TASK>
In the entries below, identify every line with the string "this" and copy it.

═════ LISTED ENTRIES

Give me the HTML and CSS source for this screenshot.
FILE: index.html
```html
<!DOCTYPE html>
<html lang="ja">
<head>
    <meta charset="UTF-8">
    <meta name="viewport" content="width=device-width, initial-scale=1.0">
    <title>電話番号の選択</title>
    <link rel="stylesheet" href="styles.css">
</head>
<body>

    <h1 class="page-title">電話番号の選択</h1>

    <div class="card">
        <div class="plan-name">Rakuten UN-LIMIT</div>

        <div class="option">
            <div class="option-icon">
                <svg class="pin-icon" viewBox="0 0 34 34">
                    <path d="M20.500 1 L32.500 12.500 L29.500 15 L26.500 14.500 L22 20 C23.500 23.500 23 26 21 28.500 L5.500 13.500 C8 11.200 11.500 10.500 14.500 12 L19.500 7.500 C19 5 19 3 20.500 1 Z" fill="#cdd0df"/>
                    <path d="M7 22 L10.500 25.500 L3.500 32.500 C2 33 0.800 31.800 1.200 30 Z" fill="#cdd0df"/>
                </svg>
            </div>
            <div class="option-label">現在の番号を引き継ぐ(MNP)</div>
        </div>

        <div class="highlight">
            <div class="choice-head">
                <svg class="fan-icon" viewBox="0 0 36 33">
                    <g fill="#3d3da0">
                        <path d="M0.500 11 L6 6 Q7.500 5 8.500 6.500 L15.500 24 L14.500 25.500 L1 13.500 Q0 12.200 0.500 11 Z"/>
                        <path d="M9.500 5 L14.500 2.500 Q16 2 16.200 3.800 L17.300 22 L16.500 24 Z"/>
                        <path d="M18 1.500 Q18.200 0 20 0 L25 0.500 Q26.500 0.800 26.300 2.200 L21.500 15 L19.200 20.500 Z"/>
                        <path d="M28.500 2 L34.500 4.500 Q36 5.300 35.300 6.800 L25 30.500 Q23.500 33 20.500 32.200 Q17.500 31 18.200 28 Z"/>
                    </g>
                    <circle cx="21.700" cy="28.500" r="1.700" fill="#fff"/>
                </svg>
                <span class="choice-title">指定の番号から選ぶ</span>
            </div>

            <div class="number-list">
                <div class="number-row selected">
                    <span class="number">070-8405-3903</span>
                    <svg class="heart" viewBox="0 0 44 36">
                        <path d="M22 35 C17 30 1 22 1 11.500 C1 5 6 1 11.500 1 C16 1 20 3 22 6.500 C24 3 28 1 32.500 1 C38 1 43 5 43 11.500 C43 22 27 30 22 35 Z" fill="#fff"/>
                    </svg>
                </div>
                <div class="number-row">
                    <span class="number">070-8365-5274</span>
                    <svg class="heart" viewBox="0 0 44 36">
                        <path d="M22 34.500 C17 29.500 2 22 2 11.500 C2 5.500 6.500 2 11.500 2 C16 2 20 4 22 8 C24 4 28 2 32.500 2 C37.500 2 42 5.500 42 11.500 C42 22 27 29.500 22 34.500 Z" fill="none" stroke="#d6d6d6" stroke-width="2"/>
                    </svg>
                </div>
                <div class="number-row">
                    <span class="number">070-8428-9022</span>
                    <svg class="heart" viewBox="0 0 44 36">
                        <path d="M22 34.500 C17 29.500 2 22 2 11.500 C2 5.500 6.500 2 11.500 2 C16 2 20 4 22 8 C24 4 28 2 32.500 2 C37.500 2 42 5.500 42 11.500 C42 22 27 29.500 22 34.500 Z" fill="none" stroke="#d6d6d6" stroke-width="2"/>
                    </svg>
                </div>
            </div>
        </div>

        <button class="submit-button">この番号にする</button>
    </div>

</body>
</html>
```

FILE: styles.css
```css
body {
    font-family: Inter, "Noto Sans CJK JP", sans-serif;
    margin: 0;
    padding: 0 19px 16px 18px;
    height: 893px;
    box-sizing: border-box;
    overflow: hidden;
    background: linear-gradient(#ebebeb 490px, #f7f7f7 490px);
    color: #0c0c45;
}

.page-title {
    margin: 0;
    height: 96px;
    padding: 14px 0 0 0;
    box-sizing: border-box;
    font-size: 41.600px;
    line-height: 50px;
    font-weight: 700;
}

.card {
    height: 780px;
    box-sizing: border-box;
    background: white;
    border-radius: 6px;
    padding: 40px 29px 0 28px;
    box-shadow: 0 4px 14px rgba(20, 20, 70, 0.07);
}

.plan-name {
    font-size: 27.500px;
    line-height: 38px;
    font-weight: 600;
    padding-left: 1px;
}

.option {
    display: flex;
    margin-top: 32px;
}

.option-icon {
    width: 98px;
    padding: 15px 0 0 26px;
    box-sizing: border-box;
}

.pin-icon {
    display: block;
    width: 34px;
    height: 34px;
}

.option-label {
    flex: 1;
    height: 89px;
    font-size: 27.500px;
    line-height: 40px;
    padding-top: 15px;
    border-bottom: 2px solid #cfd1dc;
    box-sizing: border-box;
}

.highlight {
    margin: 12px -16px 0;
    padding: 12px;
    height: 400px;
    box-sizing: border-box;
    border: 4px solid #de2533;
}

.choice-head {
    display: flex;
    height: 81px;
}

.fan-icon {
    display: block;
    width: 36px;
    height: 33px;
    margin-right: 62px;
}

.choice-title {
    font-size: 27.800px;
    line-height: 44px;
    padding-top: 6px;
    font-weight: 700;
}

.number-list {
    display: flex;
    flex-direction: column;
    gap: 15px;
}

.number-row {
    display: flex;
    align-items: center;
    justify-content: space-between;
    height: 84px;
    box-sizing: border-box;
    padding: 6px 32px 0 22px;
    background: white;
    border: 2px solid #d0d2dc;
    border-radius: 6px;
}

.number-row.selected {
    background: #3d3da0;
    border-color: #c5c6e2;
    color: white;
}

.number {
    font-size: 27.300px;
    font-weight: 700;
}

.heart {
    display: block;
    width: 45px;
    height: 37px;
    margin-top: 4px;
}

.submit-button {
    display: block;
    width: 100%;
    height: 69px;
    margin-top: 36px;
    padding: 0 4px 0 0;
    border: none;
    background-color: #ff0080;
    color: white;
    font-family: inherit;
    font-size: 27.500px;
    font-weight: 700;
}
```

══════════
═════ LISTED ENTRIES

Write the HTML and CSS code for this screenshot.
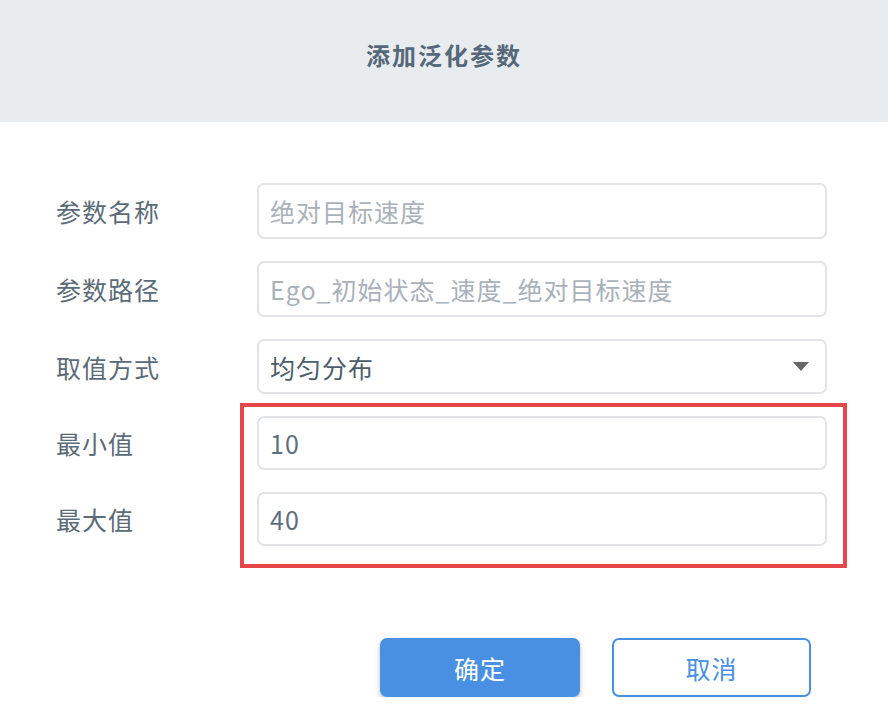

══════════

WRITTEN ANSWER>
Give me the HTML and CSS source for this screenshot.
Write the HTML and CSS code for this screenshot.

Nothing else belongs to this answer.